**CHALLENGE**
Each line that holds the word "index" counts once. Give the total number of such lines and nothing else.

------ MATERIAL PROVIDED

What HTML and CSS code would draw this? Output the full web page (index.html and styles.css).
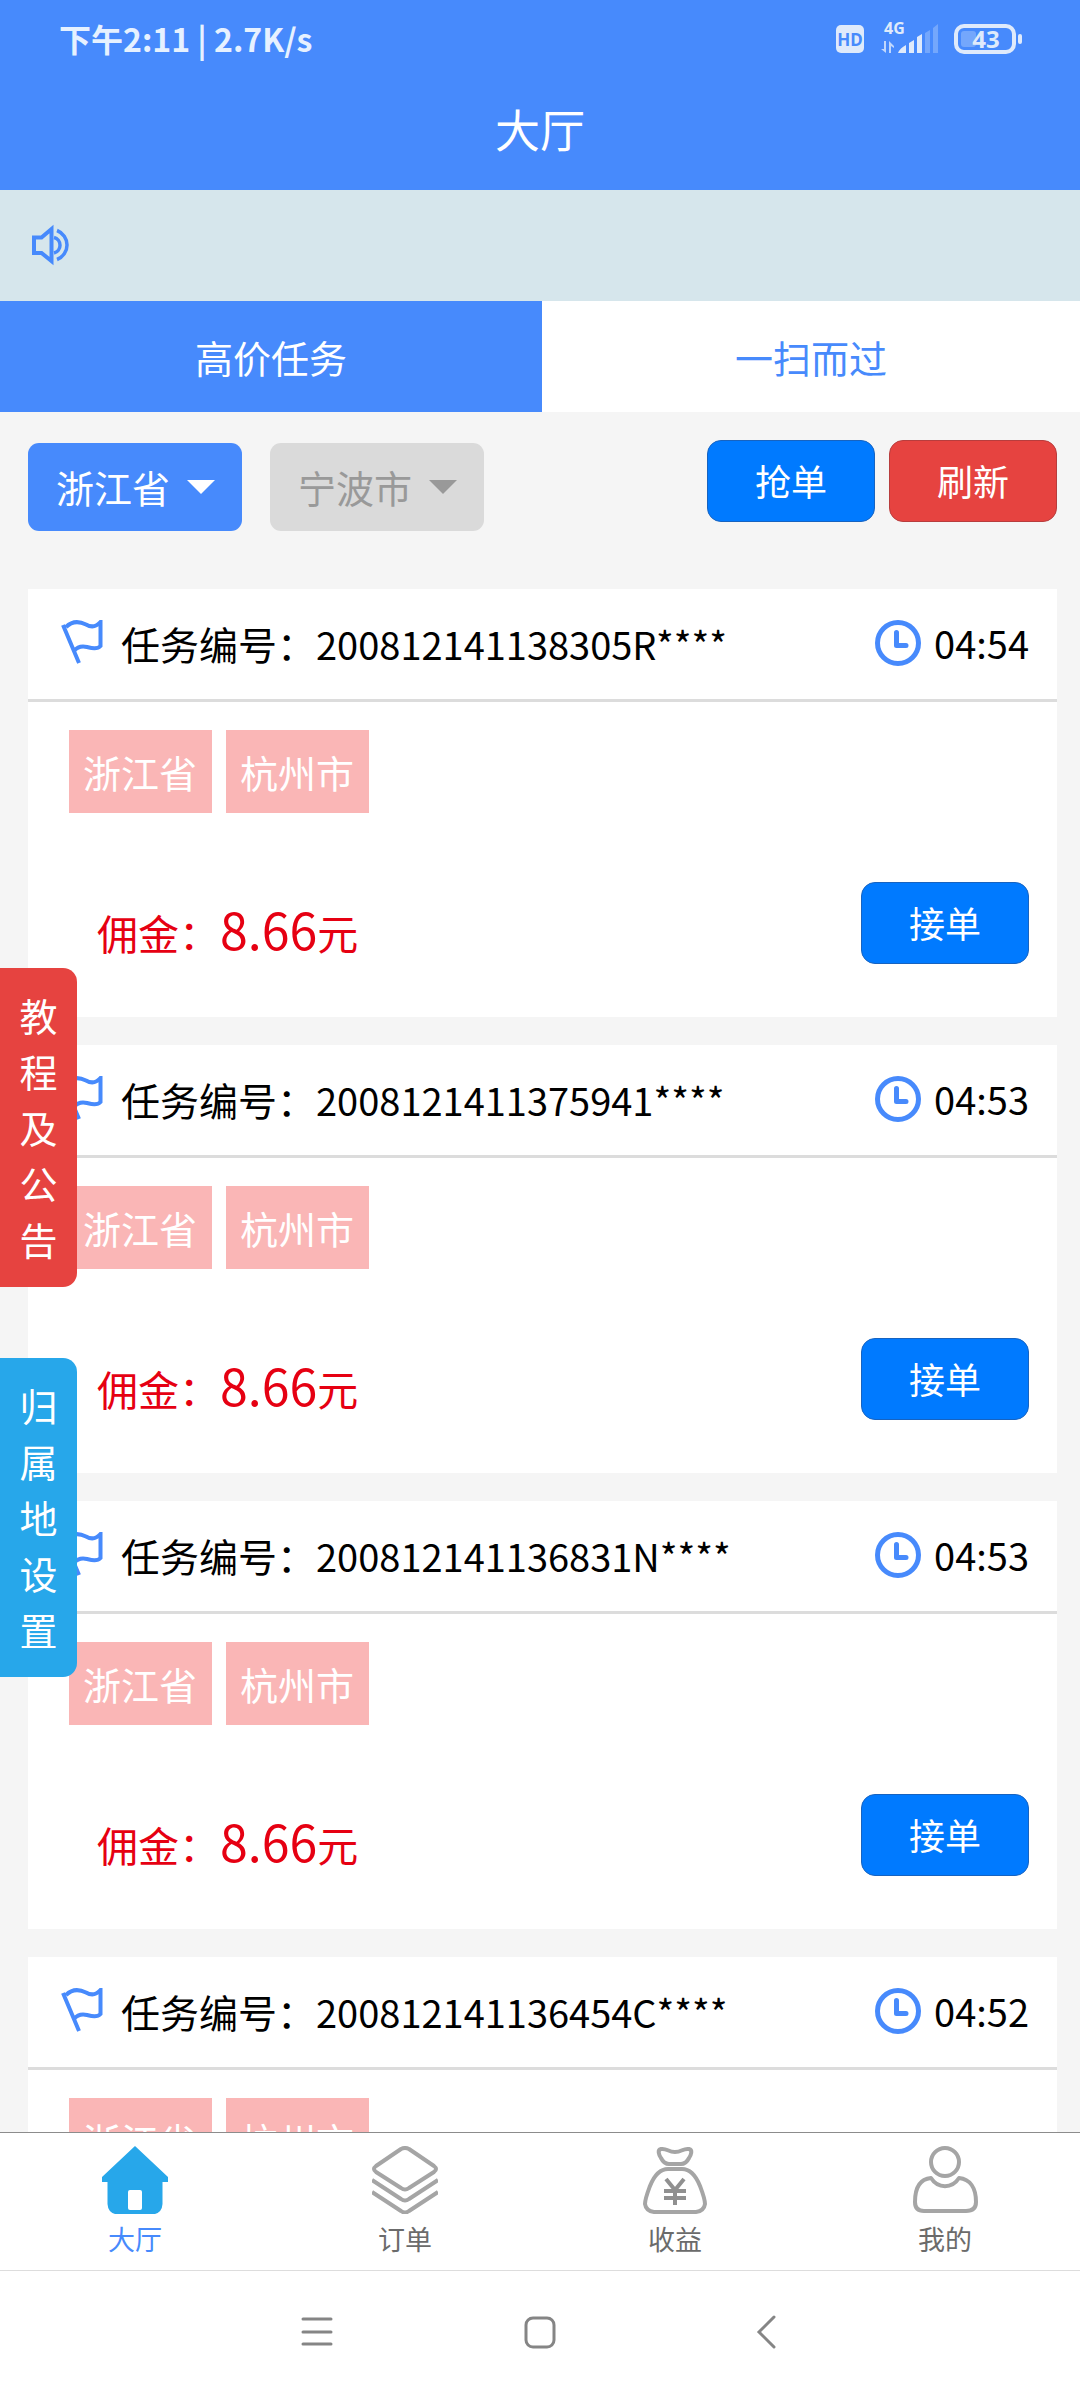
FILE: index.html
```html
<!DOCTYPE html>
<html lang="zh-CN">
<head>
<meta charset="utf-8">
<meta name="viewport" content="width=device-width, initial-scale=1">
<title>大厅</title>
<link rel="stylesheet" href="styles.css">
</head>
<body>
<svg class="sprite" aria-hidden="true">
  <symbol id="flag" viewBox="0 0 42 46">
    <path d="M2 5 18 43M5 7C12 0 20 2 25 4.500C31 8 36 6 39.500 2V26C36 30 30 28 26 27C22 26 17 26 13 31" fill="none" stroke="currentColor" stroke-width="4"/>
  </symbol>
  <symbol id="clock" viewBox="0 0 46 46">
    <circle cx="23" cy="23" r="20.500" fill="none" stroke="currentColor" stroke-width="5"/>
    <path d="M21.500 12.500V25.500H31" fill="none" stroke="currentColor" stroke-width="5" stroke-linecap="round" stroke-linejoin="round"/>
  </symbol>
</svg>

<header class="header">
  <div class="status">
    <span class="status-text">下午2:11 | 2.7K/s</span>
    <svg class="status-icons" width="190" height="36" viewBox="0 0 190 36" fill="#dfeafb">
      <rect x="2" y="5" width="28" height="28" rx="5"/>
      <text class="hd" x="16" y="26" text-anchor="middle">HD</text>
      <text class="net" x="50" y="14">4G</text>
      <path d="M47 29l5 4V21h-2v8zM55 33V21l5 5v2l-3-2v7z" opacity=".8"/>
      <path d="M64 33q2-5 8-8v8zM75 33V23l5-3v13zM83 33V17l5-3v19z"/>
      <path d="M91 33V13l5-3v23zM99 33V8l5-4v29z" opacity=".3"/>
      <rect x="122" y="6" width="58" height="26" rx="8" fill="none" stroke="#dfeafb" stroke-width="4"/>
      <rect x="127" y="11" width="15" height="16" rx="3" opacity=".3"/>
      <rect x="184" y="14" width="4" height="10" rx="2"/>
      <text class="level" x="152" y="28" text-anchor="middle">43</text>
    </svg>
  </div>
  <h1 class="title">大厅</h1>
</header>

<div class="notice">
  <svg width="36" height="36" viewBox="0 0 36 36" fill="none" stroke="currentColor">
    <path d="M2 10.500H9.500L19.500 2V34L9.500 26H2Z" stroke-width="4"/>
    <path d="M22 10.500A8 8 0 0 1 22 26M25 3.500A15.500 15.500 0 0 1 25 32.500" stroke-width="3.500"/>
  </svg>
</div>

<nav class="tabs">
  <button class="tab tab-on" type="button">高价任务</button>
  <button class="tab" type="button">一扫而过</button>
</nav>

<main class="main">
  <div class="filters">
    <span class="select"><select aria-label="省份"><option>浙江省</option></select></span>
    <span class="select select-off"><select aria-label="城市" disabled><option>宁波市</option></select></span>
    <div class="actions">
      <button class="btn" type="button">抢单</button>
      <button class="btn btn-red" type="button">刷新</button>
    </div>
  </div>

  <div class="list">
    <article class="card">
      <div class="card-head">
        <svg class="flag"><use href="#flag"/></svg>
        <h2 class="number"><span class="label">任务编号：</span>200812141138305R****</h2>
        <svg class="clock"><use href="#clock"/></svg>
        <time>04:54</time>
      </div>
      <div class="tags"><span class="tag">浙江省</span><span class="tag">杭州市</span></div>
      <div class="card-foot">
        <p class="fee">佣金：<span class="amount">8.66</span>元</p>
        <button class="btn" type="button">接单</button>
      </div>
    </article>
    <article class="card">
      <div class="card-head">
        <svg class="flag"><use href="#flag"/></svg>
        <h2 class="number"><span class="label">任务编号：</span>2008121411375941****</h2>
        <svg class="clock"><use href="#clock"/></svg>
        <time>04:53</time>
      </div>
      <div class="tags"><span class="tag">浙江省</span><span class="tag">杭州市</span></div>
      <div class="card-foot">
        <p class="fee">佣金：<span class="amount">8.66</span>元</p>
        <button class="btn" type="button">接单</button>
      </div>
    </article>
    <article class="card">
      <div class="card-head">
        <svg class="flag"><use href="#flag"/></svg>
        <h2 class="number"><span class="label">任务编号：</span>200812141136831N****</h2>
        <svg class="clock"><use href="#clock"/></svg>
        <time>04:53</time>
      </div>
      <div class="tags"><span class="tag">浙江省</span><span class="tag">杭州市</span></div>
      <div class="card-foot">
        <p class="fee">佣金：<span class="amount">8.66</span>元</p>
        <button class="btn" type="button">接单</button>
      </div>
    </article>
    <article class="card">
      <div class="card-head">
        <svg class="flag"><use href="#flag"/></svg>
        <h2 class="number"><span class="label">任务编号：</span>200812141136454C****</h2>
        <svg class="clock"><use href="#clock"/></svg>
        <time>04:52</time>
      </div>
      <div class="tags"><span class="tag">浙江省</span><span class="tag">杭州市</span></div>
    </article>
  </div>
</main>

<aside class="side">
  <button class="side-btn side-red" type="button">教程及公告</button>
  <button class="side-btn" type="button">归属地设置</button>
</aside>

<nav class="tabbar">
  <a class="item item-on" href="#hall">
    <svg width="66" height="68" viewBox="0 0 66 68">
      <path d="M33 0 66 31V36H60.500V58Q60 66 53 68H13Q6 66 5.500 58V36H0V31Z" fill="#27a7ea"/>
      <rect x="26" y="44" width="14" height="20" rx="2" fill="#fff"/>
    </svg>
    大厅
  </a>
  <a class="item" href="#orders">
    <svg class="clip" width="66" height="68" viewBox="0 0 66 68" fill="none" stroke="#a5a5a5" stroke-width="4" stroke-linejoin="round">
      <path d="M29 3Q33 1 37 3L62 20Q66 23 62 26L37 42Q33 45 29 42L4 26Q0 23 4 20Z"/>
      <path d="M0 34 29 53Q33 56 37 53L66 34M0 46 29 65Q33 68 37 65L66 46"/>
    </svg>
    订单
  </a>
  <a class="item" href="#income">
    <svg width="66" height="68" viewBox="0 0 66 68" fill="none" stroke="#a5a5a5" stroke-width="4" stroke-linejoin="round">
      <path d="M33 6C26 6 25 2 19 3C15 4 17 9 19 12C21 16 23 18 27 18H39C43 18 45 16 47 12C49 9 51 4 47 3C41 2 40 6 33 6Z"/>
      <path d="M26 23H40C48 23 54 30 58 40C61 48 63 53 63 58Q62 65 54 66H12Q4 65 3 58C3 53 5 48 8 40C12 30 18 23 26 23Z"/>
      <path d="M24 33 33 44 42 33M33 44V59M22 45H44M22 52H44" stroke="#909090"/>
    </svg>
    收益
  </a>
  <a class="item" href="#mine">
    <svg width="66" height="68" viewBox="0 0 66 68" fill="none" stroke="#a5a5a5" stroke-width="4" stroke-linejoin="round">
      <circle cx="33" cy="16" r="14"/>
      <path d="M19 32C26 43 40 43 47 32C58 33 64 42 64 56Q64 65 54 65H12Q3 65 3 56C3 42 8 33 19 32Z"/>
    </svg>
    我的
  </a>
</nav>

<nav class="system">
  <button type="button" aria-label="菜单"><svg width="32" height="34" viewBox="0 0 32 34"><path d="M3 4H31M3 17H31M3 29H31"/></svg></button>
  <button type="button" aria-label="主页"><svg width="32" height="34" viewBox="0 0 32 34"><rect x="2" y="3" width="28" height="29" rx="7"/></svg></button>
  <button type="button" aria-label="返回"><svg width="32" height="34" viewBox="0 0 32 34"><path d="M26 2 11 17 26 32"/></svg></button>
</nav>
</body>
</html>
```
FILE: styles.css
```css
* {
  box-sizing: border-box;
  margin: 0;
}

body {
  position: relative;
  display: flex;
  flex-direction: column;
  height: 100vh;
  background: #f5f5f5;
  color: #000;
  font: 38px/56px "Noto Sans CJK SC", sans-serif;
}

button,
select {
  border: 0;
  font: inherit;
  color: inherit;
  background: none;
  padding: 0;
}

svg {
  display: block;
  flex: none;
  overflow: visible;
}

.clip {
  overflow: hidden;
}

.sprite {
  position: absolute;
  width: 0;
  height: 0;
}

/* Header */
.header {
  height: 190px;
  flex: none;
  background: #478afc;
  color: #fff;
}

.status {
  display: flex;
  align-items: center;
  justify-content: space-between;
  height: 76px;
  padding: 0 56px 0 59px;
}

.status-text {
  color: #e6f1ff;
  font-size: 32px;
  font-weight: 700;
}

.status-icons text {
  font-family: "Noto Sans", sans-serif;
  font-weight: 700;
}

.hd {
  fill: #478afc;
  font-size: 17px;
}

.net {
  font-size: 16px;
}

.level {
  font-size: 24px;
}

.title {
  font-size: 45px;
  font-weight: 400;
  line-height: 106px;
  text-align: center;
}

.notice {
  display: flex;
  align-items: center;
  flex: none;
  height: 111px;
  padding: 0 32px 2px;
  background: #d6e6ec;
  color: #478afc;
}

.tabs {
  display: grid;
  grid-template-columns: 271fr 269fr;
  flex: none;
  height: 111px;
  background: #fff;
}

.tab {
  color: #478afc;
}

.tab-on {
  background: #478afc;
  color: #fff;
}

/* Filters */
.main {
  flex: 1;
  min-height: 0;
  overflow: hidden;
  padding: 28px 23px 0 28px;
}

.filters {
  display: flex;
  gap: 28px;
  height: 149px;
}

.select {
  position: relative;
  width: 214px;
  height: 88px;
  margin-top: 3px;
  border-radius: 11px;
  background: #478afc;
  color: #fff;
}

.select select {
  width: 100%;
  height: 100%;
  padding: 0 0 0 28px;
  appearance: none;
  opacity: 1;
}

.select::after {
  content: "";
  position: absolute;
  top: 37px;
  right: 27px;
  border: 14px solid transparent;
  border-top-color: currentColor;
  border-bottom: 0;
}

.select-off {
  background: #dadada;
  color: #999;
}

.actions {
  display: flex;
  gap: 14px;
  margin-left: auto;
}

.btn {
  width: 168px;
  height: 82px;
  padding-bottom: 2px;
  border: 1px solid #1763c0;
  border-radius: 14px;
  background: #007aff;
  color: #fff;
  font-size: 36px;
}

.btn-red {
  border-color: #b83d3d;
  background: #e64340;
}

/* Task cards */
.list {
  display: flex;
  flex-direction: column;
  gap: 28px;
}

.card {
  background: #fff;
}

.card-head {
  display: flex;
  align-items: center;
  height: 113px;
  padding: 0 28px 2px 33px;
  border-bottom: 3px solid #dcdcdc;
}

.flag {
  width: 42px;
  height: 46px;
  color: #478afc;
}

.number {
  flex: 1;
  padding-left: 18px;
  font-size: 38px;
  font-weight: 400;
}

.label {
  font-size: 39px;
}

.clock {
  width: 46px;
  height: 46px;
  margin-right: 13px;
  color: #478afc;
}

.tags {
  display: flex;
  gap: 14px;
  padding: 28px 41px 0;
}

.tag {
  padding: 14px 15px 13px 14px;
  background: #fab6b6;
  color: #fff;
}

.card-foot {
  display: flex;
  justify-content: space-between;
  padding: 69px 28px 39px 69px;
}

.fee {
  color: #e60012;
  font-size: 41px;
  line-height: 92px;
}

.amount {
  font-size: 50px;
}

/* Floating side buttons */
.side {
  position: absolute;
  top: 968px;
  left: 0;
  display: flex;
  flex-direction: column;
  gap: 71px;
}

.side-btn {
  width: 77px;
  padding: 19px 19px 20px;
  border-radius: 0 14px 14px 0;
  background: #27a7ea;
  color: #fff;
  word-break: break-all;
}

.side-red {
  background: #e64340;
}

/* Bottom bars */
.tabbar {
  display: grid;
  grid-template-columns: repeat(4, 1fr);
  flex: none;
  height: 138px;
  border-top: 1px solid #8c8c8c;
  background: #fff;
}

.item {
  display: flex;
  flex-direction: column;
  align-items: center;
  padding-top: 13px;
  gap: 7px;
  color: #6b6b6b;
  font-size: 27px;
  line-height: 36px;
  text-decoration: none;
}

.item-on {
  color: #478afc;
}

.system {
  display: flex;
  align-items: center;
  justify-content: center;
  gap: 192px;
  flex: none;
  height: 130px;
  padding-bottom: 8px;
  border-top: 1px solid #ddd;
  background: #fff;
}

.system svg {
  fill: none;
  stroke: #858585;
  stroke-width: 3;
  stroke-linecap: round;
}
```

------------

**SOLUTION TO THIS EXERCISE**
2